- WHAT THE EXERCISE ASKS -
Only the pictures are omitted; repeat all other data exactly.

- DATASET EXTRACT -
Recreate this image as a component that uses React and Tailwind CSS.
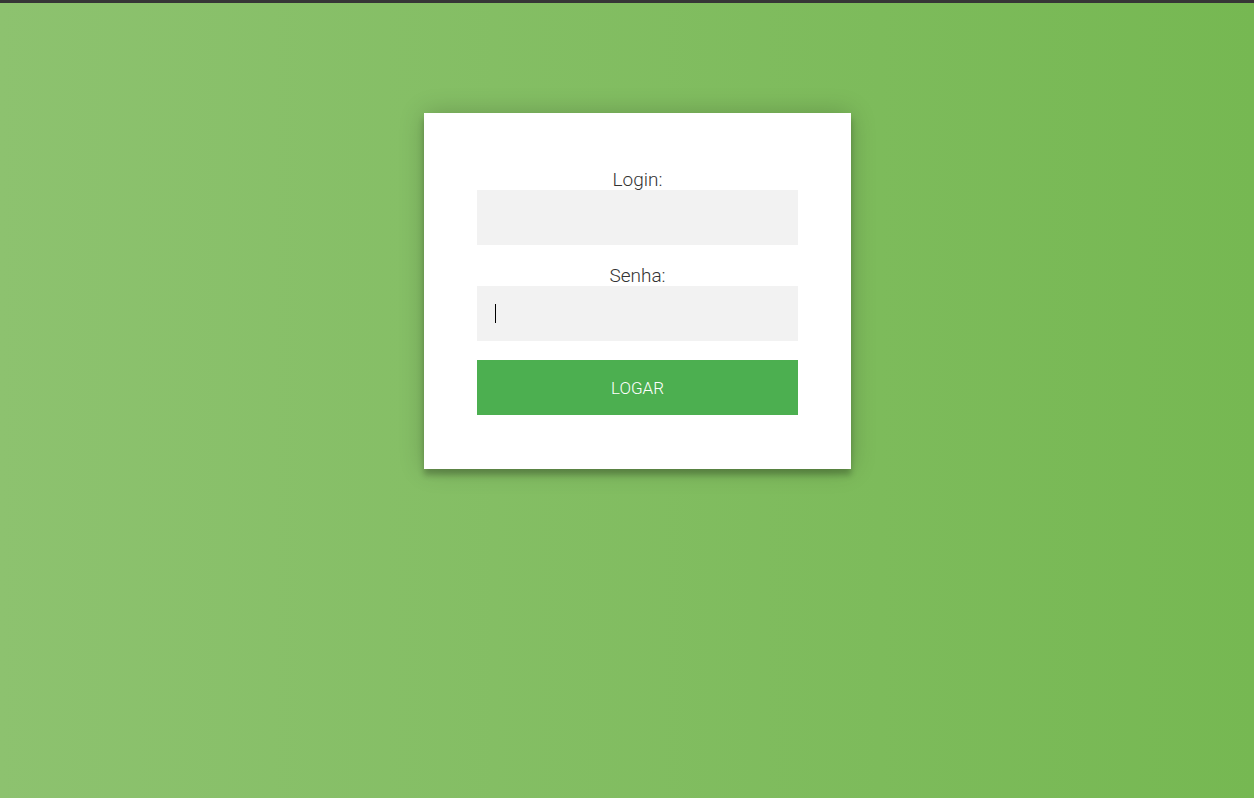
export default function App() {
    return (
        <div className="min-h-screen w-full flex flex-col bg-gradient-to-r from-[#8DC26F] to-[#76B852] font-['Roboto',sans-serif]">
            {/* dunkle Leiste oben */}
            <div className="h-[3px] w-full bg-[#363636]" />

            <div className="flex justify-center pl-[21px] pt-[110px]">
                <form
                    className="w-[427px] bg-white px-[53px] pt-[56px] pb-[54px] flex flex-col shadow-[0_0_24px_0_rgba(0,0,0,0.2),0_6px_6px_0_rgba(0,0,0,0.24)]"
                    onSubmit={(e) => e.preventDefault()}
                >
                    <label className="text-center text-[19px] leading-[21px] font-light text-[#333]">Login:</label>
                    <input
                        type="text"
                        className="h-[55px] w-full bg-[#f2f2f2] outline-none px-[18px] text-[16px]"
                    />

                    <label className="mt-[20px] text-center text-[19px] leading-[21px] font-light text-[#333]">Senha:</label>
                    <div className="relative">
                        <input
                            type="password"
                            className="h-[55px] w-full bg-[#f2f2f2] outline-none px-[18px] text-[16px]"
                        />
                        <span className="absolute left-[18px] top-[18px] h-[19px] w-px bg-black" />
                    </div>

                    <button
                        type="submit"
                        className="mt-[19px] h-[55px] w-full bg-[#4CAF50] text-white uppercase text-[17px] font-light pt-[2px]"
                    >
                        Logar
                    </button>
                </form>
            </div>
        </div>
    );
}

- EXPECTED OUTPUT -
Recreate this image as a component that uses React and Tailwind CSS.
export default function App() {
    return (
        <div className="min-h-screen w-full flex flex-col bg-gradient-to-r from-[#8DC26F] to-[#76B852] font-['Roboto',sans-serif]">
            {/* dunkle Leiste oben */}
            <div className="h-[3px] w-full bg-[#363636]" />

            <div className="flex justify-center pl-[21px] pt-[110px]">
                <form
                    className="w-[427px] bg-white px-[53px] pt-[56px] pb-[54px] flex flex-col shadow-[0_0_24px_0_rgba(0,0,0,0.2),0_6px_6px_0_rgba(0,0,0,0.24)]"
                    onSubmit={(e) => e.preventDefault()}
                >
                    <label className="text-center text-[19px] leading-[21px] font-light text-[#333]">Login:</label>
                    <input
                        type="text"
                        className="h-[55px] w-full bg-[#f2f2f2] outline-none px-[18px] text-[16px]"
                    />

                    <label className="mt-[20px] text-center text-[19px] leading-[21px] font-light text-[#333]">Senha:</label>
                    <div className="relative">
                        <input
                            type="password"
                            className="h-[55px] w-full bg-[#f2f2f2] outline-none px-[18px] text-[16px]"
                        />
                        <span className="absolute left-[18px] top-[18px] h-[19px] w-px bg-black" />
                    </div>

                    <button
                        type="submit"
                        className="mt-[19px] h-[55px] w-full bg-[#4CAF50] text-white uppercase text-[17px] font-light pt-[2px]"
                    >
                        Logar
                    </button>
                </form>
            </div>
        </div>
    );
}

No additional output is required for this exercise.